The Ethiopians also had a genuine belief that if the Norwegian citizens could only see how they were treated they would stand up against the authorities on the Ethiopians’ behalf.
“The protesters’ most important argument was that they had been in the country for so long, they had paid their taxes, and become part of the country. Some had bought or rented houses. They considered themselves Norwegian citizens, so why wouldn’t Norwegian authorities do the same?”
The tent outside Oslo Cathedral was ordered to be removed in June 2011, allegedly because of fire hazard.
No change in conditions
Bendixsen discusses the protest and how the women were met in particular in an article entitled “Can the Irregular Migrant Woman Speak?” It is a rhetorical question of course, based on the Indian born theorist and literary critic Gayatri Spivak’s just as rhetorical question “Can the subaltern speak?” Her response was no, not because the subalterns don’t have a voice but because they’re excluded from the channels in which they’re heard.
Bendixsen’s response to her own question is both yes and no.
“Yes, the irregular immigrant women can speak out and make themselves visible.
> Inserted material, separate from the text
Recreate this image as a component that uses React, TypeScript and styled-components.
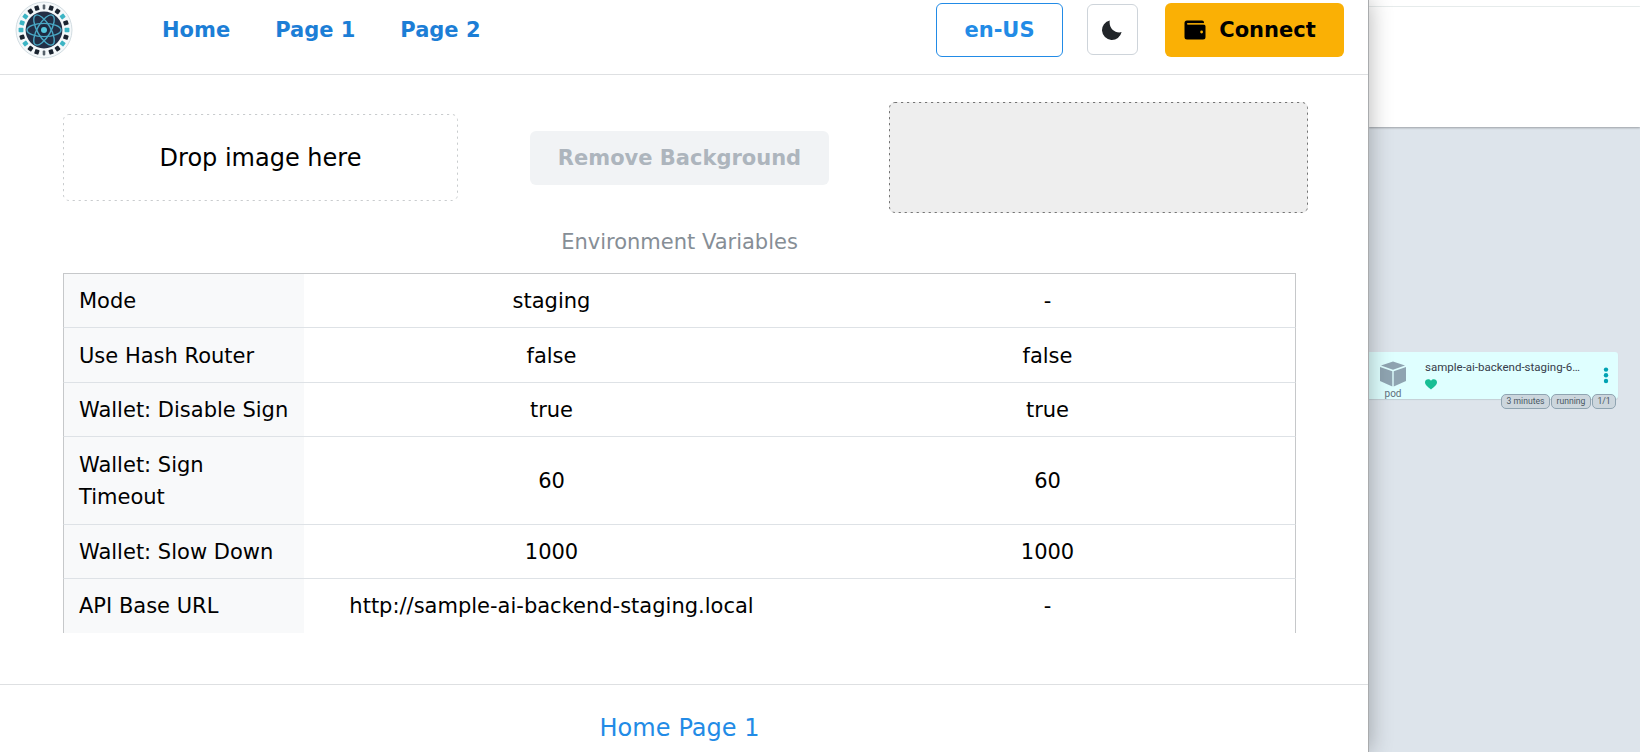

But they have to speak about themselves in certain ways.”
“Some researchers have drawn attention to how irregular immigrants stir up our ideas of citizenship and thus change the boundaries for who may be included in the definition of the term and who are not. I think we see time and again that this is not the case, however. Irregular immigrants fail to challenge the boundaries. Instead, they’re forced to enter the category of good, potential citizen where they have to adjust the way in which they talk about themselves in order to make it fit the category.”
“Irregular immigrants fail to challenge the boundaries.”
Thus, the category defining what it means to be a legitimate citizen remains intact.
“So yes, irregular immigrant women can speak as long as it happens within their given framework. But they can’t expand the framework themselves in order to make it cover them as well.”
“Even though the Ethiopian women faced the criticism and tried to adjust to society’s demands of a good mother it didn’t help. They were and remained irregular immigrants.”